Per oltre dieci anni, H. ha lavorato nella base italiana di Camp Arena come interprete. Lui oggi vive in Italia, ma i suoi parenti sono ancora in Afghanistan e rischiano rappresaglie dei talebani. L’appello ai ministeri degli Esteri e della Difesa: “La mia famiglia è in serio pericolo perché io ho lavorato con voi. Aiutatela”.
Continua a preoccupare la situazione in Afghanistan dopo la presa di potere da parte dei talebani. L’ultimo report dell’UNHCR lascia presagire il peggio parlando di un quadro umanitario e socio-economico sull’orlo del collasso. Intanto il Norwegian Refugee Council lancia un appello dichiarando che almeno 1 milione di bambini rischiano di morire di freddo e fame questo inverno, a meno che non ottengano l’assistenza adeguata. Situazione che, inevitabilmente, angoscia gli afghani lontani dalla propria terra, dove hanno lasciato cuore e – nel peggiore dei casi – famiglie. Abbiamo avuto la possibilità di intervistare un ex collaboratore del ministero della Difesa italiano in Afghanistan, che chiede a gran voce di aiutare la propria famiglia a lasciare Kabul. Per tutelare la sicurezza dell’intervistato e della sua famiglia, non ne riveliamo il nome.

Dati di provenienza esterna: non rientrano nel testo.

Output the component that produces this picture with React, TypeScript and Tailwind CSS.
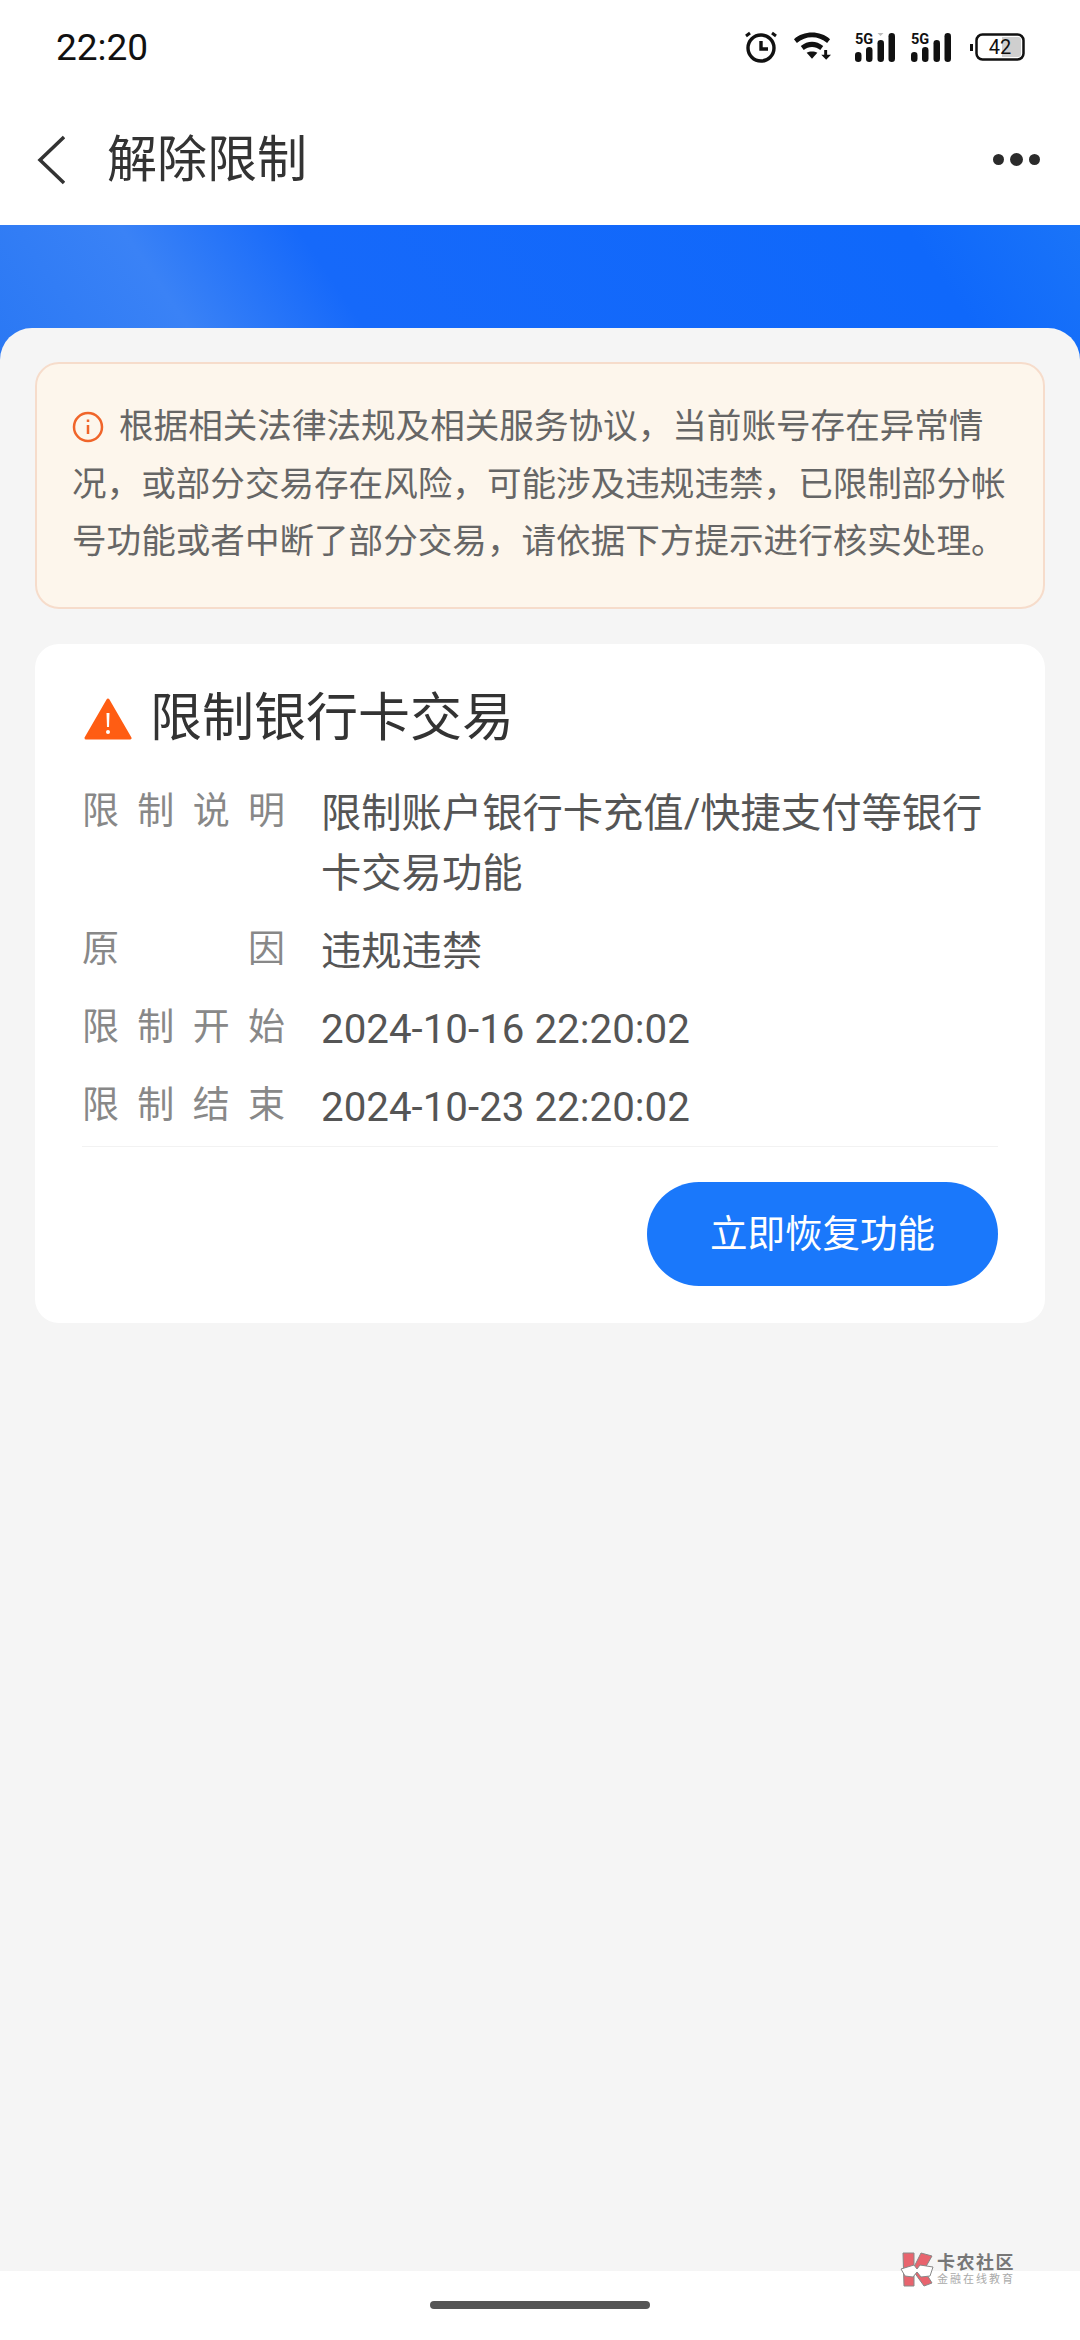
const FONT = "font-['Roboto','Noto_Sans_CJK_SC',sans-serif]";

const ROWS = [
  { label: "限制说明", value: "限制账户银行卡充值/快捷支付等银行卡交易功能" },
  { label: "原因", value: "违规违禁" },
  { label: "限制开始", value: "2024-10-16 22:20:02" },
  { label: "限制结束", value: "2024-10-23 22:20:02" },
];

function Signal({ tri }: { tri?: boolean }) {
  return (
    <svg width="40" height="30" viewBox="0 0 40 30" fill="#111">
      <rect x="0" y="20" width="6.500" height="10" rx="3.200" />
      <rect x="11" y="15" width="6.500" height="15" rx="3.200" />
      <rect x="22.500" y="8" width="6.500" height="22" rx="3.200" />
      <rect x="33.500" y="1" width="6.500" height="29" rx="3.200" />
      {tri && <path d="M22.500 1h6l-3 3z" fill="#bbb" />}
      <text x="0" y="12" fontSize="14.500" fontWeight="700" fontFamily="Roboto">5G</text>
    </svg>
  );
}

function StatusIcons() {
  return (
    <div className="flex items-center">
      <svg width="32" height="32" viewBox="0 0 32 32" fill="none" stroke="#111" className="mr-[16px]">
        <circle cx="16" cy="17" r="13" strokeWidth="3.400" />
        <path d="M16 10v8h7" strokeWidth="3.400" />
        <path d="M1 5l4-3M31 5l-4-3" strokeWidth="3" />
      </svg>
      <svg width="39" height="30" viewBox="0 0 40 30" fill="#111" className="mr-[23px]">
        <path d="M1 7C11-2 28-2 38 7l-3 4C26 3 13 3 4 11z" />
        <path d="M8 14c7-6 16-6 23 0l-3 4c-5-4-12-4-17 0z" />
        <path d="M14 21c3-2 8-2 11 0l-5.500 6z" />
        <path d="M32 18h3v5h4l-5 5-5-5h3z" />
      </svg>
      <Signal tri />
      <div className="w-[16px]" />
      <Signal />
      <div className="w-[19px]" />
      <svg width="55" height="28" viewBox="0 0 55 28" fill="none">
        <rect x="6.500" y="1.500" width="47" height="25" rx="6" stroke="#111" strokeWidth="2.500" />
        <path d="M32 4h16a3 3 0 0 1 3 3v14a3 3 0 0 1-3 3H32z" fill="#cfcfcf" />
        <path d="M0 11h3v7H0z" fill="#111" />
        <text x="30" y="21" textAnchor="middle" fontSize="20" fontFamily="Roboto" fill="#111">42</text>
      </svg>
    </div>
  );
}

function Watermark() {
  return (
    <div className="absolute left-[900px] top-[2252px] flex items-center gap-[1px]">
      <svg width="36" height="36" viewBox="0 0 36 36">
        <path d="M3 1h11v14l7-14 11 3-8 14 8 13-8 3-10-14v14H4z" fill="#e8646e" stroke="#888" strokeWidth="1" />
        <path d="M1 17l13-4 3 4 3-4 13 2-3 9-9 1-4-5-4 5-8-1z" fill="#fff" stroke="#888" strokeWidth="1" />
      </svg>
      <div className="flex flex-col">
        <span className="text-[18px] leading-[20px] font-bold text-[#777] tracking-[1.500px]">卡农社区</span>
        <span className="text-[11px] leading-[14px] text-[#aaa] tracking-[2px]">金融在线教育</span>
      </div>
    </div>
  );
}

export default function App() {
  return (
    <div className={`${FONT} relative w-[1080px] h-[2340px] flex flex-col bg-[#f5f5f5] overflow-hidden`}>
      <div className="h-[94px] bg-white flex items-center justify-between pl-[56px] pr-[55px] shrink-0">
        <span className="text-[37px] text-[#111] leading-none">22:20</span>
        <StatusIcons />
      </div>
      <div className="h-[131px] bg-white flex items-center justify-between pl-[37px] pr-[40px] shrink-0">
        <div className="flex items-center gap-[42px]">
          <svg width="28" height="50" viewBox="0 0 28 50" fill="none" stroke="#333" strokeWidth="3.500">
            <path d="M27 2L3 25l24 23" />
          </svg>
          <span className="text-[50px] leading-none text-[#333]">解除限制</span>
        </div>
        <div className="flex items-center gap-[6px]">
          <div className="w-[11px] h-[11px] rounded-full bg-[#2b2b2b]" />
          <div className="w-[13px] h-[13px] rounded-full bg-[#2b2b2b]" />
          <div className="w-[11px] h-[11px] rounded-full bg-[#2b2b2b]" />
        </div>
      </div>
      <div className="h-[135px] shrink-0 bg-[linear-gradient(56deg,#2a78f4_0%,#3a82f6_18%,#1669fa_33%,#0f68fb_85%,#1a74f8_100%)]" />
      <div className="relative -mt-[32px] flex-1 bg-[#f5f5f5] rounded-t-[32px] px-[35px] pt-[34px] flex flex-col gap-[35px]">
        <div className="h-[247px] rounded-[24px] border-2 border-[#f6dccb] bg-[#fdf6ec] pl-[35px] pr-[30px] pt-[34px] text-[34.600px] leading-[57.500px] text-[#666]">
          <svg width="32" height="32" viewBox="0 0 32 32" fill="none" stroke="#f0652a" strokeWidth="2.500" className="inline-block align-[-5px] mr-[15px]">
            <circle cx="16" cy="16" r="14" />
            <path d="M16 14v9M16 8.500v2.500" />
          </svg>
          根据相关法律法规及相关服务协议，当前账号存在异常情况，或部分交易存在风险，可能涉及违规违禁，已限制部分帐号功能或者中断了部分交易，请依据下方提示进行核实处理。
        </div>
        <div className="h-[679px] rounded-[24px] bg-white px-[47px] pt-[39px]">
          <div className="flex items-center gap-[18px] h-[72px]">
            <svg width="48" height="44" viewBox="0 0 48 44" className="ml-[2px]">
              <path d="M24 3L46 41H2z" fill="#ff5d13" stroke="#ff5d13" strokeWidth="3" strokeLinejoin="round" />
              <path d="M22.500 16h3l-.5 14h-2z" fill="#fff" />
              <circle cx="24" cy="35" r="2" fill="#fff" />
            </svg>
            <span className="text-[52px] leading-none text-[#333]">限制银行卡交易</span>
          </div>
          <div className="mt-[29px] flex flex-col gap-[18px]">
            {ROWS.map((r) => (
              <div key={r.label} className="flex">
                <div className="w-[203px] shrink-0 text-[37px] leading-[56px] text-[#888] [text-align-last:justify]">
                  {r.label.split("").join(" ")}
                </div>
                <div className="ml-[36px] flex-1 text-[40.300px] leading-[60px] text-[#555]">{r.value}</div>
              </div>
            ))}
          </div>
          <div className="mt-[8px] h-px bg-[#f2f2f2]" />
          <div className="mt-[35px] flex justify-end">
            <div className="w-[351px] h-[104px] rounded-full bg-[#1a78fb] flex items-center justify-center text-[37.500px] text-white">
              立即恢复功能
            </div>
          </div>
        </div>
      </div>
      <div className="h-[69px] bg-white shrink-0 flex justify-center pt-[30px]">
        <div className="w-[220px] h-[8px] rounded-full bg-[#555]" />
      </div>
      <Watermark />
    </div>
  );
}
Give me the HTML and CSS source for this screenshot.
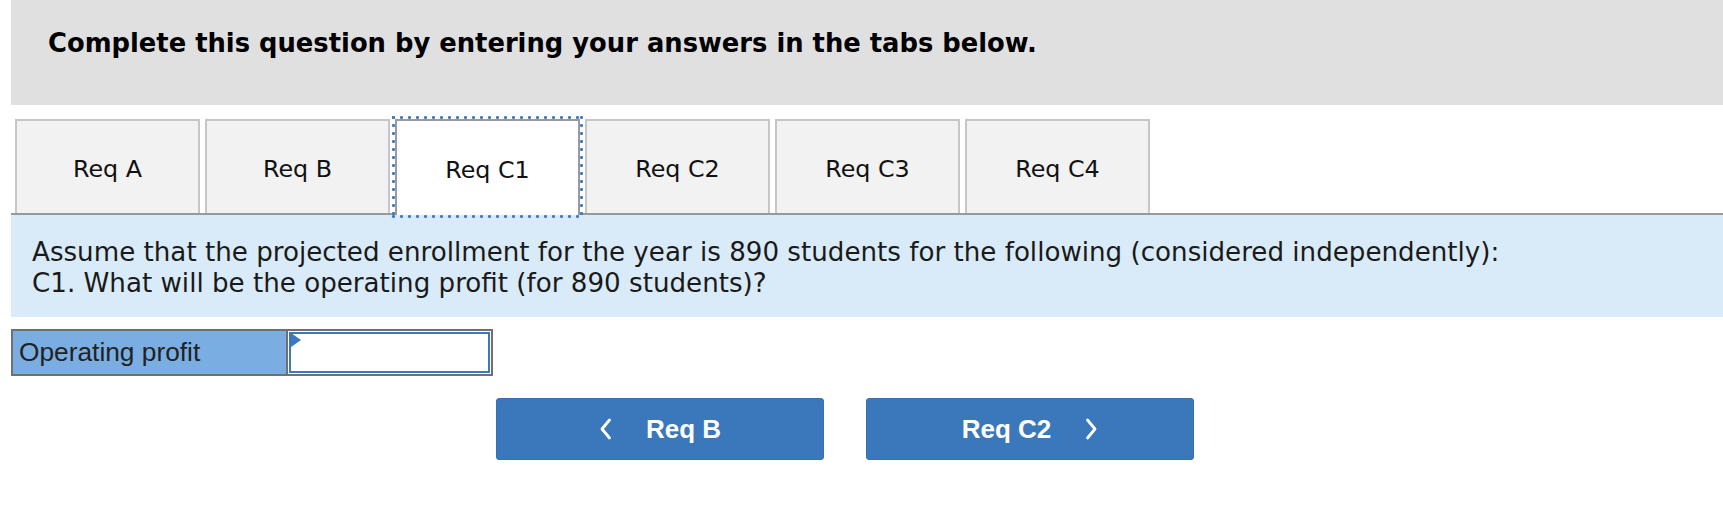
FILE: index.html
```html
<!DOCTYPE html>
<html lang="en">
<head>
<meta charset="utf-8">
<title>Req C1</title>
<link rel="stylesheet" href="styles.css">
</head>
<body>
<div class="page">
  <div class="header">
    <h1 class="header-title">Complete this question by entering your answers in the tabs below.</h1>
  </div>
  <div class="tabs">
    <div class="tab">Req A</div>
    <div class="tab">Req B</div>
    <div class="tab active">Req C1</div>
    <div class="tab">Req C2</div>
    <div class="tab">Req C3</div>
    <div class="tab">Req C4</div>
  </div>
  <div class="prompt">
    <p class="prompt-text">Assume that the projected enrollment for the year is 890 students for the following (considered independently):<br>C1. What will be the operating profit (for 890 students)?</p>
  </div>
  <div class="answer">
    <div class="answer-label">Operating profit</div>
    <div class="answer-cell"><div class="answer-input"></div></div>
  </div>
  <div class="nav">
    <div class="btn">
      <svg class="chev" width="13" height="22" viewBox="0 0 13 22"><polyline points="10.5,2 3,11 10.5,20" fill="none" stroke="#fff" stroke-width="2.8" stroke-linecap="round" stroke-linejoin="round"/></svg>
      <span>Req B</span>
    </div>
    <div class="btn">
      <span>Req C2</span>
      <svg class="chev" width="13" height="22" viewBox="0 0 13 22"><polyline points="2.5,2 10,11 2.5,20" fill="none" stroke="#fff" stroke-width="2.8" stroke-linecap="round" stroke-linejoin="round"/></svg>
    </div>
  </div>
</div>
</body>
</html>
```

FILE: styles.css
```css
html, body {
  margin: 0;
  padding: 0;
  background: #ffffff;
}

body {
  font-family: "DejaVu Sans", Verdana, sans-serif;
  color: #1a1a1a;
}

.page {
  margin-left: 11px;
}

.header {
  background: #e0e0e0;
  height: 105px;
  box-sizing: border-box;
  padding: 28px 0 0 37px;
}

.header-title {
  margin: 0;
  font-size: 25.8px;
  line-height: 30px;
  font-weight: bold;
  color: #000;
}

.tabs {
  display: flex;
  gap: 5px;
  margin-top: 14px;
  padding-left: 4px;
  border-bottom: 2px solid #999999;
  height: 94px;
}

.tab {
  width: 185px;
  height: 94px;
  box-sizing: border-box;
  border: 2px solid #c6c6c6;
  border-bottom: none;
  background: #f2f2f2;
  display: flex;
  align-items: center;
  justify-content: center;
  font-size: 23.8px;
  color: #111;
  padding-top: 4px;
}

.tab.active {
  position: relative;
  background: #ffffff;
  border-color: #9a9a9a;
  height: 96px;
  margin-bottom: -2px;
}

.tab.active::after {
  content: "";
  position: absolute;
  left: -5px;
  right: -5px;
  top: -5px;
  bottom: -3px;
  background:
    radial-gradient(circle at 1.5px 1.5px, #3c7cc7 1.3px, transparent 1.7px) left top / 8px 3px repeat-x,
    radial-gradient(circle at 1.5px 1.5px, #3c7cc7 1.3px, transparent 1.7px) left bottom / 8px 3px repeat-x,
    radial-gradient(circle at 1.5px 1.5px, #3c7cc7 1.3px, transparent 1.7px) left top / 3px 8px repeat-y,
    radial-gradient(circle at 1.5px 1.5px, #3c7cc7 1.3px, transparent 1.7px) right top / 3px 8px repeat-y;
  pointer-events: none;
}

.prompt {
  background: #d9ebf8;
  height: 102px;
  box-sizing: border-box;
  padding: 22px 21px 0 21px;
}

.prompt-text {
  margin: 0;
  font-size: 26.15px;
  line-height: 30.6px;
  color: #1a1a1a;
}

.answer {
  display: flex;
  margin-top: 12px;
  width: 482px;
  height: 47px;
  box-sizing: border-box;
  border: 2px solid #707070;
}

.answer-label {
  width: 275px;
  box-sizing: border-box;
  background: #7aaee3;
  border-right: 2px solid #707070;
  font-family: "Liberation Sans", Arial, sans-serif;
  font-size: 26.3px;
  color: #222;
  display: flex;
  align-items: center;
  padding-left: 6px;
}

.answer-cell {
  flex: 1;
  padding: 1px;
  background: #fff;
}

.answer-input {
  position: relative;
  height: 100%;
  box-sizing: border-box;
  border: 2px solid #3a78c0;
  background: #fff;
}

.answer-input::before {
  content: "";
  position: absolute;
  left: 0;
  top: -1px;
  width: 0;
  height: 0;
  border-left: 10px solid #3a78c0;
  border-top: 7px solid transparent;
  border-bottom: 7px solid transparent;
}

.nav {
  display: flex;
  gap: 42px;
  margin-top: 22px;
  padding-left: 485px;
}

.btn {
  width: 328px;
  height: 62px;
  box-sizing: border-box;
  background: #3b77bb;
  border: 1px solid #3570b2;
  border-radius: 3px;
  color: #ffffff;
  font-family: "Liberation Sans", Arial, sans-serif;
  font-weight: bold;
  font-size: 26px;
  display: flex;
  align-items: center;
  justify-content: center;
  gap: 34px;
}

.chev {
  display: block;
}
```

H., raccontaci la tua storia.
Attualmente vivo a Milano. Io, insieme ad altri miei colleghi, sono stato portato in Italia dal governo italiano nel 2015 e attualmente lavoro come mediatore culturale per la questura di Milano. In Afghanistan sono stato interprete per le forze armate italiane per oltre dieci anni, presso il Camp Arena di Herat.
Com’era la vita da traduttore per gli italiani?
Durante il mio servizio con le forze armate sono stato in molte missioni. Mi ricordo diversi attacchi talebani contro i nostri convogli. Ho affrontato attentati suicidi, ordigni esplosivi e mine. Ho partecipato a diverse missioni pericolose in diverse parti dell’Afghanistan mentre aiutavo le forze armate italiane. Avevo svolto il mio lavoro con diverse sezioni, e dal 2012 al 2014 sono stato interprete dei generali italiani. Abbiamo avuto incontri con la leadership civile e militare locale afghana e i nostri incontri sono stati sempre trasmessi in televisione. La mia faccia non era coperta. Abbiamo superato molte difficoltà. In estate e inverno eravamo in operazione militare e la mia vita era davvero in pericolo. Sono fortunato e felice di non essermi fatto male e di essere ancora vivo. Ricordo che c’era un lavoratore locale a Camp Arena; ogni volta che mi vedeva scherzava con me e mi diceva: “Che sei ancora vivo?”
Com’era la vita in Afghanistan quando tu eri lì?
Quando ero in Afghanistan la vita non era facile, ma era meglio di adesso, perché c’erano ancora le forze della Nato e della coalizione, oltre alle forze del governo afghano. I talebani non erano al potere tanto quanto sono ora; attualmente controllano quasi l’intero Paese. Fortunatamente, durante le ultime evacuazioni, mia moglie e mio cognato sono stati evacuati e le loro vite sono state salvate. Vorrei a tal proposito ringraziare pubblicamente quel mio amico e fratello nelle forze armate italiane e tutto il governo italiano.
Il resto della tua famiglia è ancora in Afghanistan: quali membri sono ancora lì? Cosa rischiano?
Purtroppo mia madre e i miei fratelli sono ancora lì. Erano nella lista delle persone da coinvolgere durante l’ultima evacuazione di agosto, ma purtroppo non sono potuti entrare nell’aeroporto di Kabul. La loro vita è in serio pericolo a causa del mio lavoro per le forze armate italiane. L’ultima volta, a causa dell’emergenza e della folla all’aeroporto di Kabul, la mia famiglia come tante altre non è riuscita ad entrare in aeroporto.
Che appello vuoi fare? Cosa possiamo fare?
Spero che i ministeri della Difesa e degli Esteri li includano nella loro lista per una futura evacuazione. Ma questa volta chiedo gentilmente al governo italiano, ed in particolare al ministero della Difesa – per cui ho lavorato e nel quale mi conoscono molto bene – di inserire la mia famiglia nella loro futura lista di evacuazione. Per favore, non dimenticateli questa volta; se fanno loro del male a causa del mio lavoro non potrò mai sopportarlo, né dimenticarlo. Spero che i ministeri della Difesa e degli Esteri capiscano che la mia famiglia è in serio pericolo ed è molto vulnerabile.